* **GOAL OF THE EXERCISE**
Restate word for word the lines that begin the listing and end with the line holding "const navLinks = ['Schedule', 'Artists', 'Stages', 'Shows'];".

* **RECORDS PROVIDED**
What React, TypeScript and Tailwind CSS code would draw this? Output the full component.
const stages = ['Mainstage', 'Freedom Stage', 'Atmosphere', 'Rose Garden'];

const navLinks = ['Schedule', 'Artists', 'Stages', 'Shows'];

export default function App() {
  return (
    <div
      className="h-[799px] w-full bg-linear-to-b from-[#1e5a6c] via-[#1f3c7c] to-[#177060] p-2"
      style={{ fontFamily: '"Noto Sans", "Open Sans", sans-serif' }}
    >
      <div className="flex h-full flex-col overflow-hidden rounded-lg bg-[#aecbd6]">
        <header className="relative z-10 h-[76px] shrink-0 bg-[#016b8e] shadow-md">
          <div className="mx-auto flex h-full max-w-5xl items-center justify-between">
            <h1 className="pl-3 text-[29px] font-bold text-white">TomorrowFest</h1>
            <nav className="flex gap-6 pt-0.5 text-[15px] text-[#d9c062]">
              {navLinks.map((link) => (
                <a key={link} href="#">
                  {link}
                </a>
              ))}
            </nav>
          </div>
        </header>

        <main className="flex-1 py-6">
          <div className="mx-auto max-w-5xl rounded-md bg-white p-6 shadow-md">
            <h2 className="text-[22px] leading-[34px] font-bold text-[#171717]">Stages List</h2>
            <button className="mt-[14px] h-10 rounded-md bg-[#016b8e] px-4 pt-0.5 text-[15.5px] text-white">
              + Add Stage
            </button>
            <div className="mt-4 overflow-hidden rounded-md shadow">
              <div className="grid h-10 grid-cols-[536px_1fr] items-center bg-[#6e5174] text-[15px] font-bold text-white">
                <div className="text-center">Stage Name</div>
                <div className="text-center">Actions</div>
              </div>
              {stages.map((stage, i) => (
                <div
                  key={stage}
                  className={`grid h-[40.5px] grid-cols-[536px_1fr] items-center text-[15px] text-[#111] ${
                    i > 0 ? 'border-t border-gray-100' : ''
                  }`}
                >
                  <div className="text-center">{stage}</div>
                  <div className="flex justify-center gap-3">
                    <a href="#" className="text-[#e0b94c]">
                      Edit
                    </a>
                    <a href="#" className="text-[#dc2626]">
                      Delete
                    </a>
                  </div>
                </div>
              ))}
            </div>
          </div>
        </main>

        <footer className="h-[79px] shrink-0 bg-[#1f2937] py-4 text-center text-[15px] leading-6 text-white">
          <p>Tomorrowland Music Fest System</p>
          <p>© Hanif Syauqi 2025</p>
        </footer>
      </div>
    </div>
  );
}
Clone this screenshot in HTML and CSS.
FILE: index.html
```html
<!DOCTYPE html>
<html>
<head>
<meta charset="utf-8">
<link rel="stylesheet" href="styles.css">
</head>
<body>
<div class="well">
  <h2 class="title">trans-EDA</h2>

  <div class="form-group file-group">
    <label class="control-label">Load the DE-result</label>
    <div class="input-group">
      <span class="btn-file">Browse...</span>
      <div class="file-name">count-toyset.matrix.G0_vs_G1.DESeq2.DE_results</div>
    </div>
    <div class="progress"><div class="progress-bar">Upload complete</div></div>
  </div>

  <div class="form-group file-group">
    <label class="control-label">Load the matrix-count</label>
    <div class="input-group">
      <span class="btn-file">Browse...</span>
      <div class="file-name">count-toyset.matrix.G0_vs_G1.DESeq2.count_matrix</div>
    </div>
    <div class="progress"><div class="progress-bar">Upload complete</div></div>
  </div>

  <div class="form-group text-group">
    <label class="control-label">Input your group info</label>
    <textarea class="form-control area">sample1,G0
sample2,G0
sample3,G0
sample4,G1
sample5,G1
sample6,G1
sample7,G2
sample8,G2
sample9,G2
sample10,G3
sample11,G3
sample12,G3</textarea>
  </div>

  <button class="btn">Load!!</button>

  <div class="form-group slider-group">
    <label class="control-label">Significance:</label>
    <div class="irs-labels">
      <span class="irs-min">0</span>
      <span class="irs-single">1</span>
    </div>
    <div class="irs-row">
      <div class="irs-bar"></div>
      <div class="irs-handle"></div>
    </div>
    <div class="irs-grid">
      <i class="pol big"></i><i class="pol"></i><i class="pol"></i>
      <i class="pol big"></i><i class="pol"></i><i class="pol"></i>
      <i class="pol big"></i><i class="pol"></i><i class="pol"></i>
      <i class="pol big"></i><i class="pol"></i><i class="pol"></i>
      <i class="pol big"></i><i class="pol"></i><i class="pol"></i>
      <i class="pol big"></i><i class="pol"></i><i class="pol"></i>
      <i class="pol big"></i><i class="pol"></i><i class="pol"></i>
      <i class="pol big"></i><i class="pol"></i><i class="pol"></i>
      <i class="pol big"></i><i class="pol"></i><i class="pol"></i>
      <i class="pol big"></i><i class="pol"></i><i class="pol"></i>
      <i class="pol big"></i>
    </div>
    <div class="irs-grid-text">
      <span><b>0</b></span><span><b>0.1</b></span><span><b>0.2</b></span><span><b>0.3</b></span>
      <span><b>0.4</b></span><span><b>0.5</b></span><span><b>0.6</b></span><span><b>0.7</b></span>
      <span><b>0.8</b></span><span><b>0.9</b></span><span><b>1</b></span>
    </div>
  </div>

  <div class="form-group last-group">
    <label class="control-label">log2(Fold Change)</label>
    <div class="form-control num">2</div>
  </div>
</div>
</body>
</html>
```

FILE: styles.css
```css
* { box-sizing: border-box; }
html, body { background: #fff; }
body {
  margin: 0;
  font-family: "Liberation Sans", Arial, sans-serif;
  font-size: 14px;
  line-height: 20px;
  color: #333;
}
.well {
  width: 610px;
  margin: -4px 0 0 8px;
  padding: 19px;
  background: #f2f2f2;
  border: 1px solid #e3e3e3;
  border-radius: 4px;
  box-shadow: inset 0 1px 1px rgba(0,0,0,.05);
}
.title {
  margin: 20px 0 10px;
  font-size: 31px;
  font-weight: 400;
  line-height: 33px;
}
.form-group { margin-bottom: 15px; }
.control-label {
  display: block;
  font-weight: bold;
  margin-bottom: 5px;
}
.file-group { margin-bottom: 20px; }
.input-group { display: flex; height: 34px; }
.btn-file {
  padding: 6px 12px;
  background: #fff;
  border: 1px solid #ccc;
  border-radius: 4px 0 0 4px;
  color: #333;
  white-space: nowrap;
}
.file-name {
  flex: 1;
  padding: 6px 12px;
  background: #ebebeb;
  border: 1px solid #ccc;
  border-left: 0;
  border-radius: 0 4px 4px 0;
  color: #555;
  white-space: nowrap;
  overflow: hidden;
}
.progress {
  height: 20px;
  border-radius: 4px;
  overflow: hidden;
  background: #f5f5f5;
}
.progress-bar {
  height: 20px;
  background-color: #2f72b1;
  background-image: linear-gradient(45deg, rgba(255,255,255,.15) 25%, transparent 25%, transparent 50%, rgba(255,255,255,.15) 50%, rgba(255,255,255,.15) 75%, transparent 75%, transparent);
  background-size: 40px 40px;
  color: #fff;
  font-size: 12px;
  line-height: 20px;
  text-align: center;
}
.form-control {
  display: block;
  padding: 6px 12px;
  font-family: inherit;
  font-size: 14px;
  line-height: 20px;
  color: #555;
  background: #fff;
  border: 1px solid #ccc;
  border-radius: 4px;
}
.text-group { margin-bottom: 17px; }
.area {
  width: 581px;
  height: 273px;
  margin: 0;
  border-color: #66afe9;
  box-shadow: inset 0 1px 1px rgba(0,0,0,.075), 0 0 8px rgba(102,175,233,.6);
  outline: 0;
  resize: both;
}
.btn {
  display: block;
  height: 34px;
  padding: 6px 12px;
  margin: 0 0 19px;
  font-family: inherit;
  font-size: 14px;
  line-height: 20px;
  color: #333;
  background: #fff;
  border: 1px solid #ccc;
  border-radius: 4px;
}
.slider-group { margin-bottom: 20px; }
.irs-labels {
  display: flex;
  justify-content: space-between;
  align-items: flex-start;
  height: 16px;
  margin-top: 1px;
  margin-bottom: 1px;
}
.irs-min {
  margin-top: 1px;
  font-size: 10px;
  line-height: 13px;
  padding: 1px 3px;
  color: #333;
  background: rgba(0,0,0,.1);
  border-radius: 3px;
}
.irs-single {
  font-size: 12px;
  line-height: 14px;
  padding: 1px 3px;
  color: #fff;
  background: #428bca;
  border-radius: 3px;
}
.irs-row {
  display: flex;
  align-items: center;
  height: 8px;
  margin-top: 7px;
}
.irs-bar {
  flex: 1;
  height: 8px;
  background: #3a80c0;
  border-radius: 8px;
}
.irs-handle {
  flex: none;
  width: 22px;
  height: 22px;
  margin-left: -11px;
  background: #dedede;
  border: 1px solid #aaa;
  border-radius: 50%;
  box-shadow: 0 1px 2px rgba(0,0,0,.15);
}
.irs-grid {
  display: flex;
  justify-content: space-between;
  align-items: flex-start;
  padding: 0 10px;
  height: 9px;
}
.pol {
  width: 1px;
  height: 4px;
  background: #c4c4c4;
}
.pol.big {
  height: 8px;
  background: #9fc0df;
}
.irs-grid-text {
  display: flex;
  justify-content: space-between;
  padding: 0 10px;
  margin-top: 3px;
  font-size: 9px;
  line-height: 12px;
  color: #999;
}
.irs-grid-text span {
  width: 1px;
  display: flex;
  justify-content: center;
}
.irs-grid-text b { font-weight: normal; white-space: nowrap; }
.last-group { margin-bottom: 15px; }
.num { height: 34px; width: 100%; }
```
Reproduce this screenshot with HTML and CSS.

* **RESULT OF THE TASK**
What React, TypeScript and Tailwind CSS code would draw this? Output the full component.
const stages = ['Mainstage', 'Freedom Stage', 'Atmosphere', 'Rose Garden'];

const navLinks = ['Schedule', 'Artists', 'Stages', 'Shows'];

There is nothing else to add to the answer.